The Canadian Opera Company released information on sales for the 2012/13 season today. Ticket sales totalled 109,297, down from 125,328 in 2011/12 and well below the 137,000 of the 2009/10 season. Ticket revenue was also off at $9.9 million versus $11 million in 2011/12 and $13.4 million in 2009/10. A reduction in the number of performances (and one hopes, costs) meant that capacity utilization only dropped to 90% compared with 91% in the previous season and 98% in 2009/10. At least revenue per seat sold rose to $94.26 compared with $87.76 the previous year though still below 2009/10’s $97.97. Part of this must have been due to the premium prices charged for Tristan und Isolde but one hopes it might also reflect slightly less frenetic discounting.
Overall I think this is pretty worrying. Three consecutive years of significant revenue decline is not good.
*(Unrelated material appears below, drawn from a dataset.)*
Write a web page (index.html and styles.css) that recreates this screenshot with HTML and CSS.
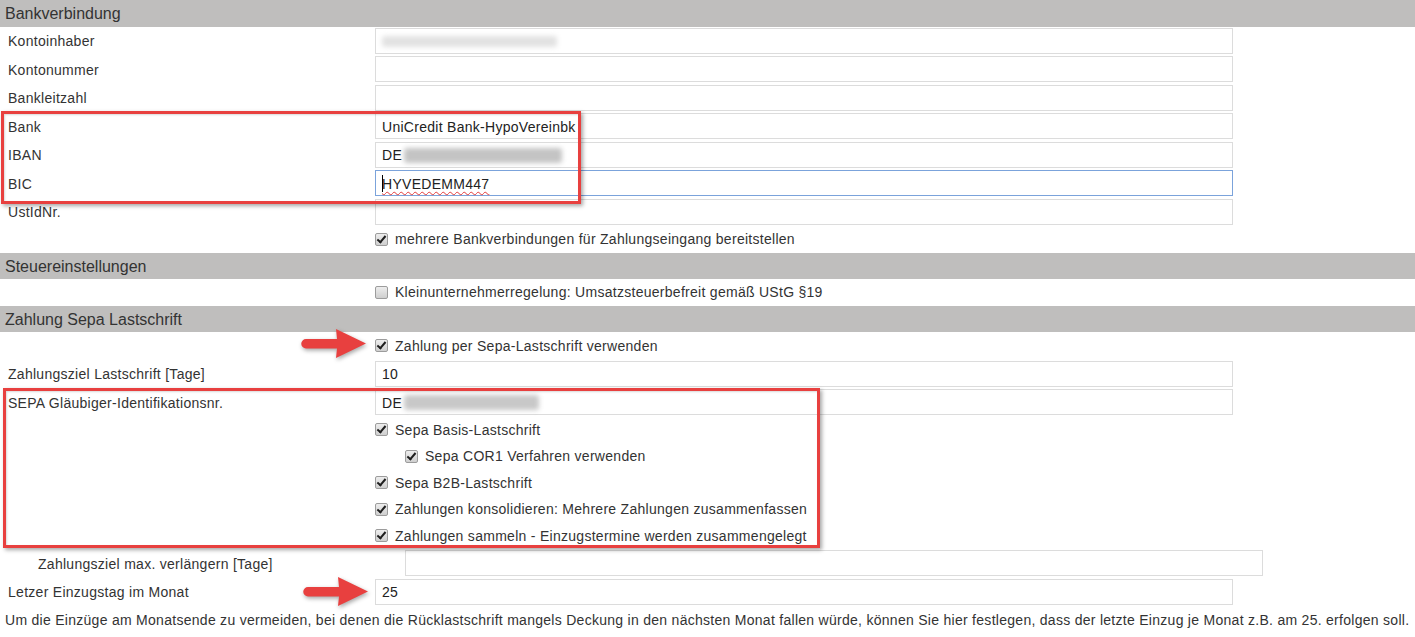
FILE: index.html
```html
<!DOCTYPE html>
<html lang="de">
<head>
<meta charset="utf-8">
<title>Bankverbindung</title>
<link rel="stylesheet" href="styles.css">
</head>
<body>
<div class="page">
  <div class="section-head">Bankverbindung</div>
  <div class="row"><div class="lbl">Kontoinhaber</div><div class="field"><span class="blur blur-light"></span></div></div>
  <div class="row"><div class="lbl">Kontonummer</div><div class="field"></div></div>
  <div class="row"><div class="lbl">Bankleitzahl</div><div class="field"></div></div>
  <div class="row"><div class="lbl">Bank</div><div class="field">UniCredit Bank-HypoVereinbk</div></div>
  <div class="row"><div class="lbl">IBAN</div><div class="field">DE<span class="blur blur-iban"></span></div></div>
  <div class="row"><div class="lbl">BIC</div><div class="field focus"><span class="caret"></span><span class="misspelled">HYVEDEMM447</span></div></div>
  <div class="row"><div class="lbl">UstIdNr.</div><div class="field"></div></div>
  <div class="check-row"><span class="cb checked"></span><span>mehrere Bankverbindungen für Zahlungseingang bereitstellen</span></div>

  <div class="section-head">Steuereinstellungen</div>
  <div class="check-row"><span class="cb"></span><span>Kleinunternehmerregelung: Umsatzsteuerbefreit gemäß UStG §19</span></div>

  <div class="section-head">Zahlung Sepa Lastschrift</div>
  <div class="check-row first"><span class="cb checked"></span><span>Zahlung per Sepa-Lastschrift verwenden</span></div>
  <div class="row"><div class="lbl">Zahlungsziel Lastschrift [Tage]</div><div class="field">10</div></div>
  <div class="row"><div class="lbl">SEPA Gläubiger-Identifikationsnr.</div><div class="field">DE<span class="blur blur-sepa"></span></div></div>
  <div class="check-row"><span class="cb checked"></span><span>Sepa Basis-Lastschrift</span></div>
  <div class="check-row nested"><span class="cb checked"></span><span>Sepa COR1 Verfahren verwenden</span></div>
  <div class="check-row"><span class="cb checked"></span><span>Sepa B2B-Lastschrift</span></div>
  <div class="check-row"><span class="cb checked"></span><span>Zahlungen konsolidieren: Mehrere Zahlungen zusammenfassen</span></div>
  <div class="check-row"><span class="cb checked"></span><span>Zahlungen sammeln - Einzugstermine werden zusammengelegt</span></div>
  <div class="row indented"><div class="lbl">Zahlungsziel max. verlängern [Tage]</div><div class="field"></div></div>
  <div class="row"><div class="lbl">Letzer Einzugstag im Monat</div><div class="field">25</div></div>
  <p class="note">Um die Einzüge am Monatsende zu vermeiden, bei denen die Rücklastschrift mangels Deckung in den nächsten Monat fallen würde, können Sie hier festlegen, dass der letzte Einzug je Monat z.B. am 25. erfolgen soll.</p>

  <div class="mark mark-bank"></div>
  <div class="mark mark-sepa"></div>
  <svg class="arrow arrow-1" width="70" height="36" viewBox="0 0 70 36"><path d="M6,13 L37,13 L36,3 L66,17.5 L36,32 L37,22.5 L6,22.5 A4.75,4.75 0 0 1 6,13 Z"/></svg>
  <svg class="arrow arrow-2" width="70" height="36" viewBox="0 0 70 36"><path d="M6,13 L37,13 L36,3 L66,17.5 L36,32 L37,22.5 L6,22.5 A4.75,4.75 0 0 1 6,13 Z"/></svg>
</div>
</body>
</html>
```
FILE: styles.css
```css
html, body {
  margin: 0;
  padding: 0;
  background: #fff;
}
body {
  font-family: "Liberation Sans", Arial, sans-serif;
  font-size: 14px;
  letter-spacing: 0.28px;
  color: #333;
}
.page {
  position: relative;
  width: 1415px;
  height: 637px;
  overflow: hidden;
}
.section-head {
  height: 26.5px;
  line-height: 27px;
  background: #bfbebd;
  font-size: 16px;
  letter-spacing: 0;
  padding-left: 5px;
  color: #333;
}
.row {
  display: flex;
  align-items: center;
  height: 28.5px;
}
.lbl {
  width: 367px;
  padding-left: 8px;
  padding-top: 1px;
  flex: none;
}
.field {
  box-sizing: border-box;
  width: 858px;
  height: 26px;
  border: 1px solid #dcdcdc;
  padding-left: 6px;
  padding-top: 1px;
  display: flex;
  align-items: center;
  color: #222;
  flex: none;
  position: relative;
}
.field.focus {
  border-color: #7ba3db;
}
.row.indented {
  padding-left: 30px;
}
.caret {
  width: 1px;
  height: 17px;
  background: #000;
  position: absolute;
  left: 6px;
  top: 4px;
}
.misspelled {
  text-decoration: underline wavy #e23b3b;
  text-decoration-thickness: 1px;
  text-underline-offset: 2px;
}
.blur {
  display: inline-block;
  border-radius: 3px;
  filter: blur(2.5px);
}
.blur-light {
  width: 175px;
  height: 11px;
  background: #e2e2e2;
}
.blur-iban {
  width: 158px;
  height: 15px;
  background: #c4c4c4;
  margin-left: 2px;
}
.blur-sepa {
  width: 135px;
  height: 15px;
  background: #c8c8c8;
  margin-left: 2px;
}
.check-row {
  display: flex;
  align-items: center;
  height: 26.5px;
  padding-left: 375px;
  gap: 7px;
}
.check-row.first {
  height: 27.5px;
}
.check-row.nested {
  padding-left: 405px;
}
.cb {
  box-sizing: border-box;
  width: 13px;
  height: 13px;
  border: 1px solid #9c9c9c;
  border-radius: 2px;
  background: linear-gradient(#ededed, #cfcfcf);
  flex: none;
  position: relative;
}
.cb.checked::after {
  content: "";
  position: absolute;
  left: 3px;
  top: 0px;
  width: 3px;
  height: 7px;
  border: solid #1e1e1e;
  border-width: 0 2px 2px 0;
  transform: rotate(40deg);
}
.note {
  margin: 0;
  padding: 6px 0 0 5px;
  white-space: nowrap;
  line-height: 16px;
}
.mark {
  position: absolute;
  box-sizing: border-box;
  border: 3px solid #e8403f;
  box-shadow: 2px 2px 4px rgba(0, 0, 0, 0.35), inset 1px 1px 2px rgba(0, 0, 0, 0.15);
}
.mark-bank {
  left: 1px;
  top: 111px;
  width: 580px;
  height: 93px;
}
.mark-sepa {
  left: 3px;
  top: 388px;
  width: 817px;
  height: 160px;
}
.arrow {
  position: absolute;
  fill: #e8403f;
  filter: drop-shadow(1px 2px 2px rgba(0, 0, 0, 0.35));
}
.arrow-1 {
  left: 300px;
  top: 326px;
}
.arrow-2 {
  left: 302px;
  top: 574px;
}
```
The economy is tough everywhere but Toronto has probably suffered less than most major opera centres so it’s hard to blame the economy for all of the decline. A 26% drop in ticket revenue in four years is pretty extreme. I’m a big fan of the product that the COC is putting on the stage but I just don’t see the current situation as sustainable and, as yet, I don’t see any sort of remedial action (or even any admission that there is a problem). Still one lives in hope.
…and of course, the Usual Suspects are taking the knives out:
“But my sense is that there is a trend here and it has to do with the fatigue Toronto operagoers feel with grimly minimalistic and/or bizarrely anachronistic productions that have made the COC a European company in all but name. Fewer and fewer fans are willing to pay for the stark sets and ludicrous goings-on decreed by general director Alexander Neef and and his stable of guest postmodern superstars.” http://arts.nationalpost.com/2013/06/17/kaptainis-the-canadian-opera-company-sales-are-heading-south-and-its-troubling/
I strategically do not blog about ticket sales, either end of year or show by show for various reasons, one being this doomsaying echo-chamber-y thing that some of the MSM commentariat does. Another reason is that a national opera house can’t be in it for ticket sales only, but for education and culture-building purposes too. And there is this presumption in these comments on the declining stats that somehow there was a Golden Age once when the COC sold out 99 percent. What is the most successful year that we’re using as the measuring stick, 2009/10? Earlier?
But I’m sure the COC are aware of the issue… probably why we’ll have a fairly traditional(ist) season coming up.
Ah to be a fly on the wall when programming for the next few years is being discussed…
I don’t think it’s a question of benchmarks. Three consecutive years of significant sales decline is. I’m prepared to consider 2009/10 as some sort of freaky annus mirabilis but a trend is a trend.
I stayed away from speculating on the “why’s”. I don’t have any data to work on there. Sales at the Met are down too but I doubt it’s due to Gelb’s “stable of guest postmodern stars”. My personal view is that COC does a pretty poor job of getting the word out about its product and product quality. Of course that’s made much more difficult by a press that’s uninterested or even hostile but I’m struck by how little my colleagues, a literate and artsy bunch for the most part, know about what’s happening a few minutes walk from where they work.
I don’t know how the COC will react. I think it’s a “rock and hard place” situation. If they stood up a season of Mansouri and Sher it would drive away at least as many people as it brought back.